Le Journal des Entreprises : Qu’est-ce que vous avez mis en place dans l’entreprise pour faire face à la crise ?

Julien Chomat : Nous avons fait le choix de mettre autant de salariés que possible en télétravail. Nous avons des outils informatiques performants pour être utilisés à domicile. Nous avons anticipé, pour être prêt le jour J. 85 % de l’effectif s’est retrouvé en télétravail dès le début du confinement. Le personnel de production (les 15 % restants) a poursuivi le travail sur site. À 15 dans 2 000 mètres carrés, il y a de la place. Nous avons pu maintenir l’activité, livrer les commandes en cours dans les jours qui ont suivi.

Nous avons étendu les mesures de sécurité aux sites d’Irlande du Nord et des USA pour que tout le monde soit logé à la même enseigne, et même si les pays concernés n’avaient pas encore pris de mesures. Nous nous sommes dit que si c’était mis en place en France, c’était une bonne solution.

Nous avons beaucoup échangé avec nos réseaux comme le club des ETI. Certains nous incitaient à continuer coûte que coûte, d’autres à fermer. Nous avons choisi de continuer. Si nous avions tout arrêté, on ne s’en serait pas relevé. Mais nous nous sommes heurtés à la fermeture de nos fournisseurs, ce qui nous a ralentis. Aujourd’hui, ils ont presque tous rouvert, nous sommes à 80-90 % de notre production.

Avez-vous tout de même des craintes ?

Julien Chomat : Notre plus grande crainte, ce sont les commandes. 85 % de notre commercialisation se fait à l’international. Les clients en Europe sont habitués au télétravail. L’activité ici était équivalente à celle que nous avions avant le confinement, quand, dans d’autres pays, des problématiques autres sont apparues à cause notamment de la dévaluation de leur monnaie. Aujourd’hui nous sommes bien installés à l’export, partout dans le monde. Tout le monde ne se relèvera pas au même rythme, mais nous aurons de nouvelles opportunités avec certains pays le temps que d’autres se remettent de la crise sanitaire. Nos craintes, c’est que nos clients décalent des commandes ou des projets. Nous sommes dans un corps de métier où les clients dépendent de la publicité. Ils vont avoir des capacités d’investissement réduites.

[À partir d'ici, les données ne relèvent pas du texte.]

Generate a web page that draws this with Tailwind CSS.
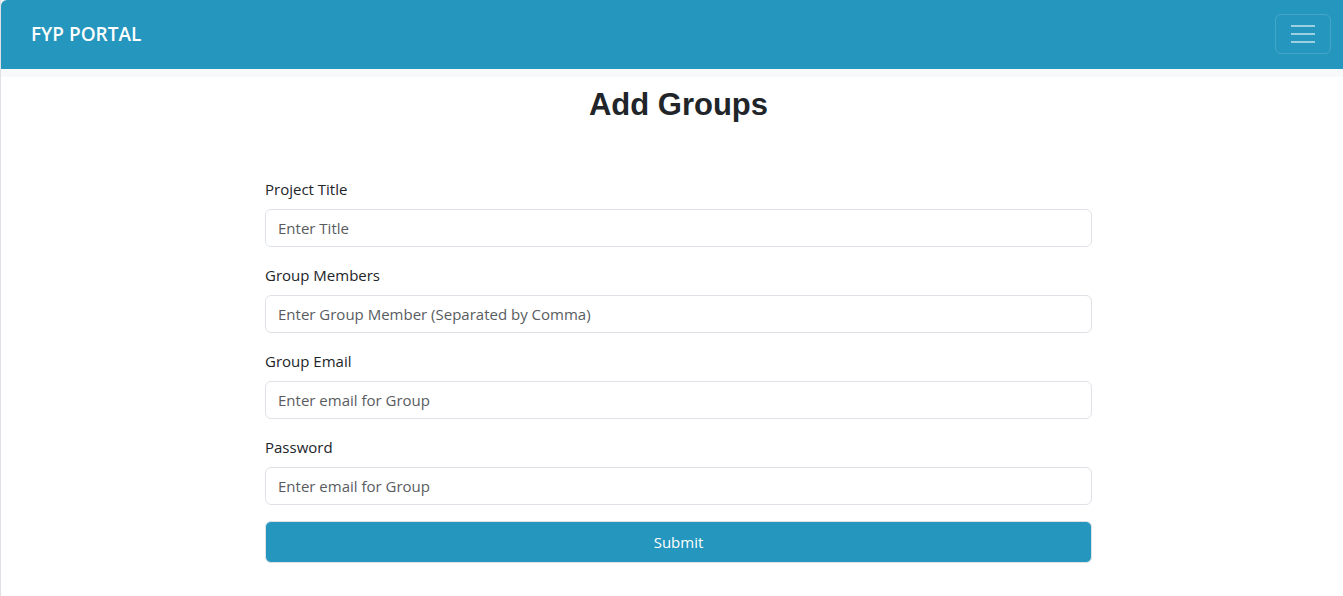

Comment allez-vous vous adapter ?

Julien Chomat : Pendant une crise, il y a forcément des changements de pratique. Notre volonté est de nous concentrer sur ce que nous faisons déjà. Par exemple, nous avons proposé à nos clients d’essayer notre algorithme SmartFM gratuitement pendant un an (connecté à un émetteur radio, le logiciel permet de réaliser des économies d’énergie, NDLR). Nous avons fait de même pour l’outil de supervision des infrastructures à distance : nous avons mis la solution en sas (hébergée sur un serveur, NLDR). Il est à la disposition de nos clients gratuitement pour 3 mois. Nous essayons d’alléger leurs charges.

Notre grosse interrogation reste l’après crise. Quel va être l’état du marché ? Nous étions plutôt sereins au début, au vu de la réponse mondiale pour rassurer tout le monde. L’impact sera beaucoup plus lourd que prévu.

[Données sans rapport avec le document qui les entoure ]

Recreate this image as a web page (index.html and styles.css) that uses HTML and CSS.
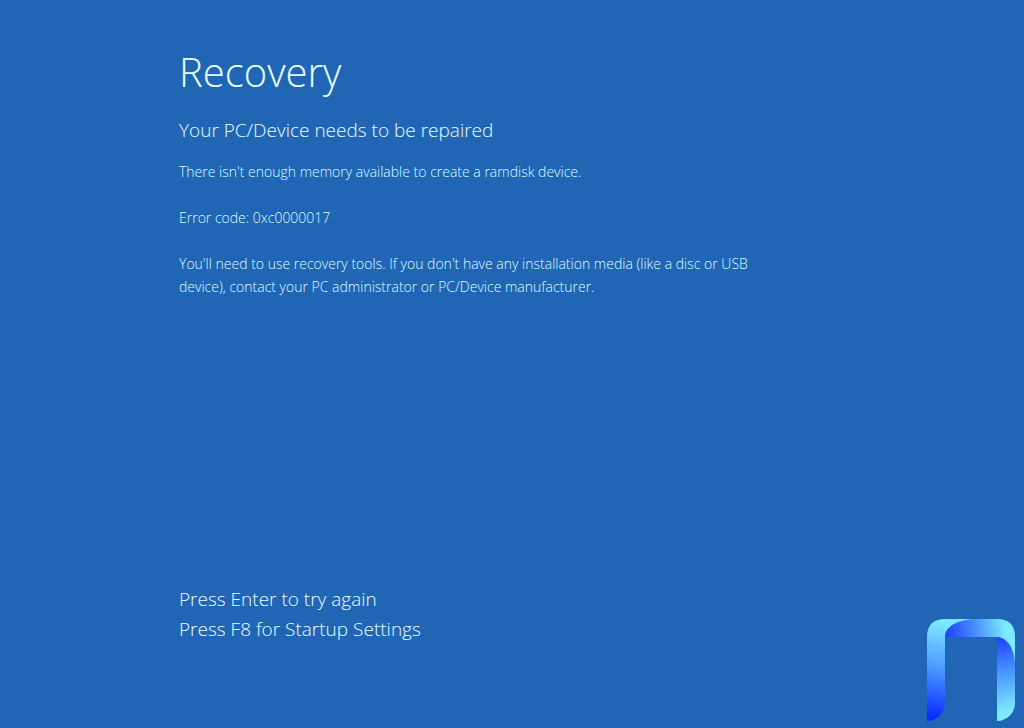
FILE: index.html
```
<!DOCTYPE html>
<html lang="en">
<head>
    <meta charset="UTF-8">
    <meta name="viewport" content="width=device-width, initial-scale=1.0">
    <title>Recovery</title>
    <link rel="stylesheet" href="styles.css">
</head>
<body>
    <main class="message">
        <h1>Recovery</h1>
        <h2>Your PC/Device needs to be repaired</h2>
        <p>There isn't enough memory available to create a ramdisk device.</p>
        <p>Error code: 0xc0000017</p>
        <p>You'll need to use recovery tools. If you don't have any installation media (like a disc or USB device), contact your PC administrator or PC/Device manufacturer.</p>
    </main>

    <!-- Key hints and logo -->
    <footer class="footer">
        <div class="keys">
            <p>Press Enter to try again</p>
            <p>Press F8 for Startup Settings</p>
        </div>
        <svg class="logo" viewBox="0 0 88 102" role="img" aria-label="Logo">
            <defs>
                <linearGradient id="left" gradientUnits="userSpaceOnUse" x1="22" y1="4" x2="4" y2="98">
                    <stop offset="0" stop-color="#7deaff"/>
                    <stop offset="0.5" stop-color="#4a96ff"/>
                    <stop offset="1" stop-color="#0a2cff"/>
                </linearGradient>
                <linearGradient id="top" gradientUnits="userSpaceOnUse" x1="20" y1="14" x2="78" y2="6">
                    <stop offset="0" stop-color="#1f45ff"/>
                    <stop offset="0.5" stop-color="#4a8fff"/>
                    <stop offset="1" stop-color="#7deaff"/>
                </linearGradient>
                <linearGradient id="right" gradientUnits="userSpaceOnUse" x1="72" y1="20" x2="84" y2="92">
                    <stop offset="0" stop-color="#1f45ff"/>
                    <stop offset="0.5" stop-color="#4c9cff"/>
                    <stop offset="1" stop-color="#7deaff"/>
                </linearGradient>
            </defs>
            <path fill="url(#left)" d="M0 102V18Q0 0 18 0H50L18 18V84C18 94 10 102 0 102Z"/>
            <path fill="url(#top)" d="M18 18C18 7 32 0 50 0H70Q88 0 88 18V46L70 18Z"/>
            <path fill="url(#right)" d="M70 18C81 18 88 32 88 46V84C88 94 80 102 70 102Z"/>
        </svg>
    </footer>
</body>
</html>
```
FILE: styles.css
```
* { margin: 0; padding: 0; box-sizing: border-box; }
body { font-family: "Open Sans", "Noto Sans", sans-serif; font-weight: 300; background-color: #2166b4; color: #e8ffff; min-height: 100vh; display: flex; flex-direction: column; justify-content: space-between; }

.message { width: 77%; padding: 44px 0 0 179px; }
h1 { font-size: 40px; font-weight: 300; line-height: 56px; margin-bottom: 16px; }
h2 { font-size: 19px; font-weight: 300; line-height: 28px; margin-bottom: 16px; }
.message p { font-size: 14px; line-height: 23px; margin-bottom: 23px; color: #dcfcff; }

/* Bottom row */
.footer { display: flex; justify-content: space-between; align-items: flex-end; padding: 0 9px 7px 179px; }
.keys { font-size: 19px; line-height: 30px; padding-bottom: 77px; }
.logo { width: 88px; height: 102px; }
```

En interne, comment cela se passe-t-il avec vos salariés ?

Julien Chomat : Nous avons des outils de visioconférence très performants. Le contact est toujours là avec l’ensemble des salariés. Nous organisons régulièrement des réunions avec les représentants du personnel – 4 depuis le début du confinement – pour rassurer les salariés, faire remonter les questions. Nous avons un dialogue social très performant, dans une bonne ambiance, très sereine. Il y a toujours un dirigeant sur site, le personnel de production est en visio avec son responsable tous les jours. Le lien existe. Les délégués du personnel vont essayer d’organiser une séance d’activité physique tous les jours entre midi et deux, cela nous rapprochera.

Vous avez ouvert votre bureau asiatique à Kuala Lumpur (Malaisie) en janvier, comment cela s’est passé sur place avec l’épidémie ?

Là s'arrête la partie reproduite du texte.